Psychologists have long said that children of divorced parents are more likely to get divorced themselves.
And while some have assumed that’s because growing up with separated parents sours kids’ outlook on relationships and marriage, a new study suggests something radically different: The likelihood of divorce could be genetically influenced — encoded in our DNA, and transmitted generation to generation.
The research is particularly relevant in the United States, where between 40 and 50 percent of married couples end up divorcing, according to the American Psychological Association.
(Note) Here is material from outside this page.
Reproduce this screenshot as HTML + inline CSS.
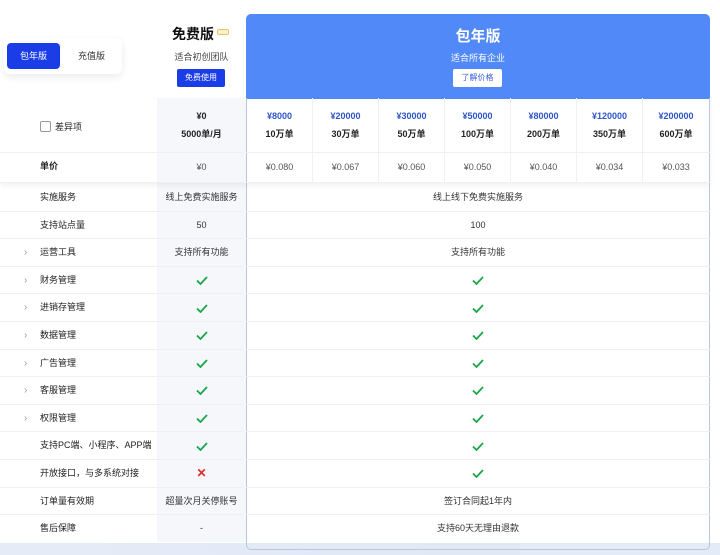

And that’s in a culture where more than 90 percent of people get married before they’re 50 years old.
Researchers from Virginia Commonwealth University and Lund University in Sweden reached their conclusion by scouring Swedish population registries to figure out to whether the divorce histories of adopted children looked more like their adoptive parents or more like their biological parents.
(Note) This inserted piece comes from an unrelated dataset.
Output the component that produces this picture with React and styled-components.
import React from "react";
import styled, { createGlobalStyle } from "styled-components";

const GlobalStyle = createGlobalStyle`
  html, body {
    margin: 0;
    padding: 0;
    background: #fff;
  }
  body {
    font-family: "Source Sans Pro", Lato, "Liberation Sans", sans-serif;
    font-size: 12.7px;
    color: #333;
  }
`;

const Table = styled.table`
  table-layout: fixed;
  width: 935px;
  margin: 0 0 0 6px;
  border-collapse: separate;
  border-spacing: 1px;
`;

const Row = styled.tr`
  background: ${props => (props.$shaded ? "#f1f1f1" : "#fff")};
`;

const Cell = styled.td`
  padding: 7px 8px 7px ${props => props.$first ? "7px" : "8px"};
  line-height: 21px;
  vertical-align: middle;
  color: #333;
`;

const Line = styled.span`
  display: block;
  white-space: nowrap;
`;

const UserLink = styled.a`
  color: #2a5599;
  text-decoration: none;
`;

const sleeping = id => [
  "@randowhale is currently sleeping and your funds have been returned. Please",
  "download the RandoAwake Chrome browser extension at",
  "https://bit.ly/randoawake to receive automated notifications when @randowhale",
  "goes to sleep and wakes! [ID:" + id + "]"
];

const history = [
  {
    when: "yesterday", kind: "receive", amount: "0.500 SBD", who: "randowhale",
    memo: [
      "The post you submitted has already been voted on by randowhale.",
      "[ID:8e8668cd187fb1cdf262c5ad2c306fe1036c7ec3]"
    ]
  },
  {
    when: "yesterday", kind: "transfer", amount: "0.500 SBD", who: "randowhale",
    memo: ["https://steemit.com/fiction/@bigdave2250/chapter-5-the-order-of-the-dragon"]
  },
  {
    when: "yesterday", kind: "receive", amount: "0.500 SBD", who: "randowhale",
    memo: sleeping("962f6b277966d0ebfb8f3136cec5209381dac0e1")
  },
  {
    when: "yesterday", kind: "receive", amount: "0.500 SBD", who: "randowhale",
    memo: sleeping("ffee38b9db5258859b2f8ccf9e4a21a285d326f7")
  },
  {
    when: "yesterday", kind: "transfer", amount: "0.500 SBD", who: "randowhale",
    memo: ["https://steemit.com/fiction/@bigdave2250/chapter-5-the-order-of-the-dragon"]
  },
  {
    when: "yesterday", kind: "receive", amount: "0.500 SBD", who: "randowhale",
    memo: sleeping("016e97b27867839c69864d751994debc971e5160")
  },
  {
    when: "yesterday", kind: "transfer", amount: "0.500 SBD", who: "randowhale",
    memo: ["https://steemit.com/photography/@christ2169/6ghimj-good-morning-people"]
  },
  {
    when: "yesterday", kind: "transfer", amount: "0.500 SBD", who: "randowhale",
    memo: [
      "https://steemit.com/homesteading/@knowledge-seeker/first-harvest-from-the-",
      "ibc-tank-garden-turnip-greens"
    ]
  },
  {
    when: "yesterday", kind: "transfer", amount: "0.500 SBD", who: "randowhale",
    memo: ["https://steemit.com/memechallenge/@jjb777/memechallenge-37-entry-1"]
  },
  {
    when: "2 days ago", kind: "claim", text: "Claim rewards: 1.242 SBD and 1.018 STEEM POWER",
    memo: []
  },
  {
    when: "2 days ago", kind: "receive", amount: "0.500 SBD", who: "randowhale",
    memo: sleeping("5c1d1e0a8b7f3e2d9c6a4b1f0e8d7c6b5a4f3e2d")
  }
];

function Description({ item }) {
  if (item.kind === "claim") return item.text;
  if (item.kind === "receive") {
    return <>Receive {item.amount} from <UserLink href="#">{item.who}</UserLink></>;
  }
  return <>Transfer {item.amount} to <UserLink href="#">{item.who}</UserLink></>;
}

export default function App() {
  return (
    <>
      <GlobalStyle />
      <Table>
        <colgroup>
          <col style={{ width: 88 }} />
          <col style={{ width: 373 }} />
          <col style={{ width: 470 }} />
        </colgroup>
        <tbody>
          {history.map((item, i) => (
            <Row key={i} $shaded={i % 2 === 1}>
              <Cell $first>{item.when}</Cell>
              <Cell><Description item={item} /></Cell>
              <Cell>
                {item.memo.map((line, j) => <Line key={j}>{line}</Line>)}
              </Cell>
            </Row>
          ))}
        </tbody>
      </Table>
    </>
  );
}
By looking at adopted children — whose genetics come from different people than those who raise them — researchers could get a sense of whether divorce rates have more to do with the environments kids are raised in or the DNA they’re born with.
“We were trying to answer the basic question: Why does divorce run in families?” said study author Jessica Salvatore, a psychology professor Virginia Commonwealth University. “Across a series of designs using Swedish national registry data, we found consistent evidence that genetic factors primarily explained the intergenerational transmission of divorce.”
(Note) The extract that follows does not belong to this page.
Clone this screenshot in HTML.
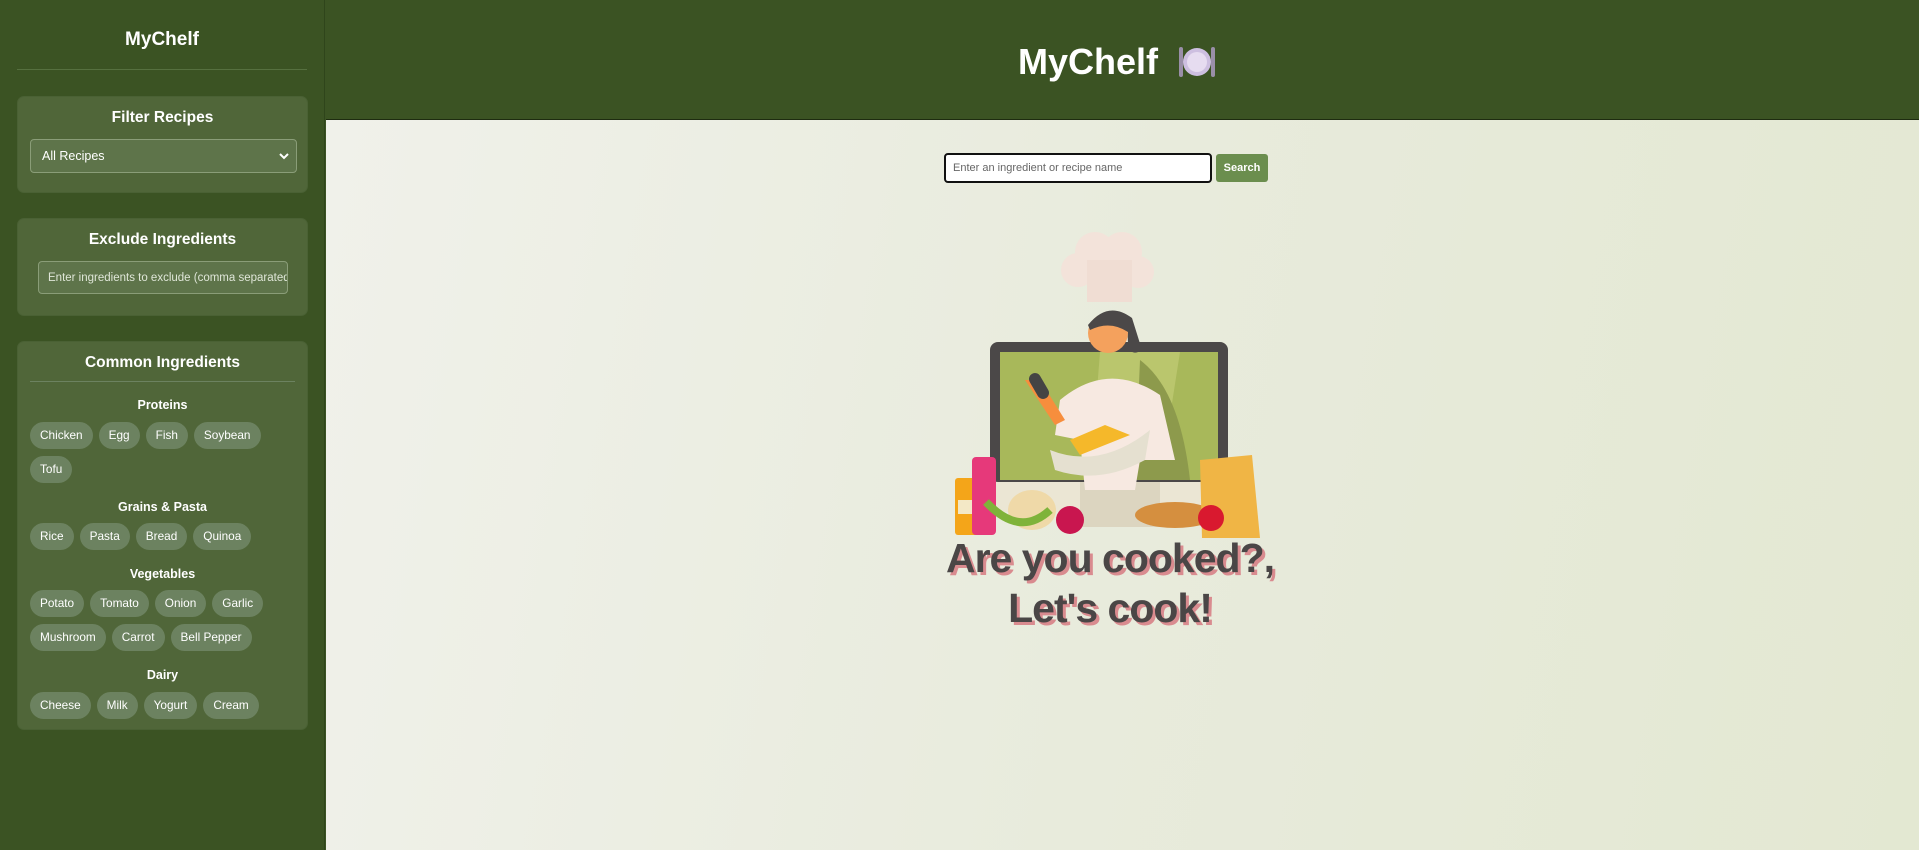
<!DOCTYPE html>
<html><head><meta charset="utf-8"><style>
*{box-sizing:border-box;margin:0;padding:0}
body{width:1919px;height:850px;overflow:hidden;font-family:"Liberation Sans",Arial,sans-serif;background:#3b5323;position:relative}
.side{position:absolute;left:0;top:0;width:325px;height:850px;background:#3b5323;border-right:1px solid #2f451b}
.side h1{position:absolute;top:29px;width:100%;text-align:center;color:#fff;font-size:19px}
.side .hr{position:absolute;left:17px;right:17px;top:69px;border-top:1px solid #56703f}
.card{position:absolute;left:17px;width:291px;background:#506639;border-radius:7px;border:1px solid #4a6134}
.card h2{text-align:center;color:#fff;font-size:15.5px;font-weight:bold}
.sel{position:absolute;left:12px;width:267px;height:34px;top:42px;background:#5e744a;border:1px solid #8a9d78;border-radius:4px;color:#fff;font-size:12.5px;padding:9px 11px}
.sel svg{position:absolute;right:6px;top:12px}
.inp{position:absolute;left:20px;width:250px;height:33px;top:42px;background:#5e744a;border:1px solid #8a9d78;border-radius:4px;color:#dfe6d8;font-size:11.5px;padding:10px 9px;white-space:nowrap;overflow:hidden}
.cat{text-align:center;color:#fff;font-size:12.5px;font-weight:bold;position:absolute;width:100%}
.chips{position:absolute;left:12px;width:270px}
.chip{display:inline-block;height:27px;line-height:27px;padding:0 10px;border-radius:14px;background:#6c8260;color:#fff;font-size:11.8px;margin:0 3px 7px 0;vertical-align:top}
.head{position:absolute;left:326px;top:0;right:0;height:120px;background:#3b5323;border-bottom:1px solid #1e2c10}
.head .t{position:absolute;left:692px;top:41px;color:#fff;font-size:36px;font-weight:bold}
.main{position:absolute;left:326px;top:120px;right:0;bottom:0;background:linear-gradient(100deg,#f0f1ea 0%,#e8ebdc 50%,#e3e8d2 100%)}
.search{position:absolute;left:944px;top:153px;width:268px;height:30px;background:#fff;border:2px solid #111;border-radius:4px;font-size:11px;color:#666;padding:7px 7px}
.btn{position:absolute;left:1216px;top:154px;width:52px;height:28px;background:#6b8e4e;border-radius:3px;color:#fff;font-size:11px;font-weight:bold;text-align:center;line-height:28px}
.big{position:absolute;left:900px;width:420px;text-align:center;white-space:nowrap;font-family:"Liberation Sans",sans-serif;font-weight:bold;font-size:41px;color:#4a4646;text-shadow:3px 3px 0 #d98b8f;letter-spacing:-1px}
</style></head><body>
<div class="side">
<h1>MyChelf</h1><div class="hr"></div>
<div class="card" style="top:96px;height:97px"><h2 style="margin-top:12px">Filter Recipes</h2>
<div class="sel">All Recipes<svg width="12" height="8" viewBox="0 0 12 8"><path d="M2 2l4 4 4-4" stroke="#fff" stroke-width="2" fill="none"/></svg></div></div>
<div class="card" style="top:218px;height:98px"><h2 style="margin-top:12px">Exclude Ingredients</h2>
<div class="inp">Enter ingredients to exclude (comma separated)</div></div>
<div class="card" style="top:341px;height:389px"><h2 style="margin-top:12px">Common Ingredients</h2>
<div style="position:absolute;left:12px;right:12px;top:39px;border-top:1px solid #6c8260"></div>
<div class="cat" style="top:56px">Proteins</div>
<div class="chips" style="top:80px"><span class="chip">Chicken</span><span class="chip" style="margin-left:3px">Egg</span><span class="chip" style="margin-left:3px">Fish</span><span class="chip" style="margin-left:3px">Soybean</span><br><span class="chip">Tofu</span></div>
<div class="cat" style="top:158px">Grains &amp; Pasta</div>
<div class="chips" style="top:181px"><span class="chip">Rice</span><span class="chip" style="margin-left:3px">Pasta</span><span class="chip" style="margin-left:3px">Bread</span><span class="chip" style="margin-left:3px">Quinoa</span></div>
<div class="cat" style="top:225px">Vegetables</div>
<div class="chips" style="top:248px"><span class="chip">Potato</span><span class="chip" style="margin-left:3px">Tomato</span><span class="chip" style="margin-left:3px">Onion</span><span class="chip" style="margin-left:3px">Garlic</span><br><span class="chip">Mushroom</span><span class="chip" style="margin-left:3px">Carrot</span><span class="chip" style="margin-left:3px">Bell Pepper</span></div>
<div class="cat" style="top:326px">Dairy</div>
<div class="chips" style="top:350px"><span class="chip">Cheese</span><span class="chip" style="margin-left:3px">Milk</span><span class="chip" style="margin-left:3px">Yogurt</span><span class="chip" style="margin-left:3px">Cream</span></div>
</div>
</div>
<div class="head"><div class="t">MyChelf</div>
<svg style="position:absolute;left:851px;top:45px" width="40" height="34" viewBox="0 0 40 34"><rect x="2" y="2" width="4" height="30" rx="2" fill="#9a8fa8"/><rect x="34" y="2" width="4" height="30" rx="2" fill="#9a8fa8"/><circle cx="20" cy="17" r="14" fill="#cdbfe0"/><circle cx="20" cy="17" r="10" fill="#e6dcf0"/></svg></div>
<div class="main"></div>
<div class="search">Enter an ingredient or recipe name</div>
<div class="btn">Search</div>
<svg style="position:absolute;left:930px;top:220px" width="360" height="320" viewBox="0 0 360 320">
<rect x="60" y="122" width="238" height="140" rx="8" fill="#4b4848"/>
<rect x="70" y="132" width="218" height="128" fill="#a8b85a"/>
<path d="M170 132 L250 132 L230 260 L160 260Z" fill="#c6cf7a" opacity=".6"/>
<path d="M210 140 Q250 170 260 260 L205 260 Z" fill="#8d9a4c"/>
<rect x="60" y="262" width="240" height="30" fill="#ebe6d4"/>
<rect x="150" y="262" width="80" height="45" fill="#dcd5c0"/>
<circle cx="148" cy="50" r="17" fill="#f3e3da"/><circle cx="165" cy="32" r="20" fill="#f3e3da"/><circle cx="192" cy="32" r="20" fill="#f3e3da"/><circle cx="208" cy="52" r="16" fill="#f3e3da"/>
<rect x="157" y="40" width="45" height="42" fill="#f0ddd3"/>
<circle cx="178" cy="113" r="20" fill="#f4a15d"/>
<path d="M158 105 Q178 80 202 98 L212 130 Q196 140 198 112 Q180 100 160 110 Z" fill="#4b4848"/>
<path d="M130 180 Q178 140 230 175 L245 240 L210 240 L205 270 L155 270 L150 220 L125 215 Z" fill="#f7e9e1"/>
<path d="M95 160 L125 205 L135 200 L110 160Z" fill="#f78e3d"/>
<rect x="103" y="152" width="12" height="28" rx="6" fill="#444" transform="rotate(-30 109 166)"/>
<path d="M120 230 Q170 250 220 210 L215 240 Q170 265 125 250Z" fill="#e5e0d0"/>
<path d="M140 220 L175 205 L200 215 L150 235Z" fill="#f5b82a"/>
<rect x="25" y="258" width="24" height="57" rx="3" fill="#f4a519"/>
<rect x="28" y="280" width="18" height="14" fill="#f3e8c6"/>
<rect x="42" y="237" width="24" height="78" rx="4" fill="#e6397a"/>
<ellipse cx="102" cy="290" rx="24" ry="20" fill="#efd9a8"/>
<circle cx="140" cy="300" r="14" fill="#c9164f"/>
<path d="M56 282 Q90 318 120 290" stroke="#7fb33a" stroke-width="8" fill="none"/>
<ellipse cx="245" cy="295" rx="40" ry="13" fill="#d58f3f"/>
<path d="M270 240 L322 235 L330 318 L272 318Z" fill="#f0b545"/>
<circle cx="281" cy="298" r="13" fill="#d9192f"/>
</svg>
<div class="big" style="top:535px">Are you cooked?,</div>
<div class="big" style="top:585px">Let's cook!</div>
</body></html>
Their research will be published in an upcoming issue of Psychological Science, researchers say.
Learning that genetics play a role in making divorce more likely generation after generation is an important development — and it could have major implications for how therapists and marriage counselors handle divorce.
“I see this as a quite significant finding. Nearly all the prior literature emphasized that divorce was transmitted across generations psychologically,” said Kenneth Kendler, a psychiatry professor at VCU who helped conduct the study. “Our results contradict that, suggesting that genetic factors are more important.”
Salvatore adds that the research could help guide therapists seeking to understand how their patients’ histories — both environmental and genetic — influence their views on relationship, and their risk for divorce.
“What we find is strong, consistent evidence that genetic factors account for the intergenerational transmission of divorce,” Salvatore said. “For this reason, focusing on increasing commitment or strengthening interpersonal skills may not be a particularly good use of time for a therapist working with a distressed couple.”
Regardless of the causes of divorce, though, there has been a bit of good news on the separation front in recent years: The divorce rate has dropped to its lowest in 40 years, after hitting a high in 1980, according to Time magazine.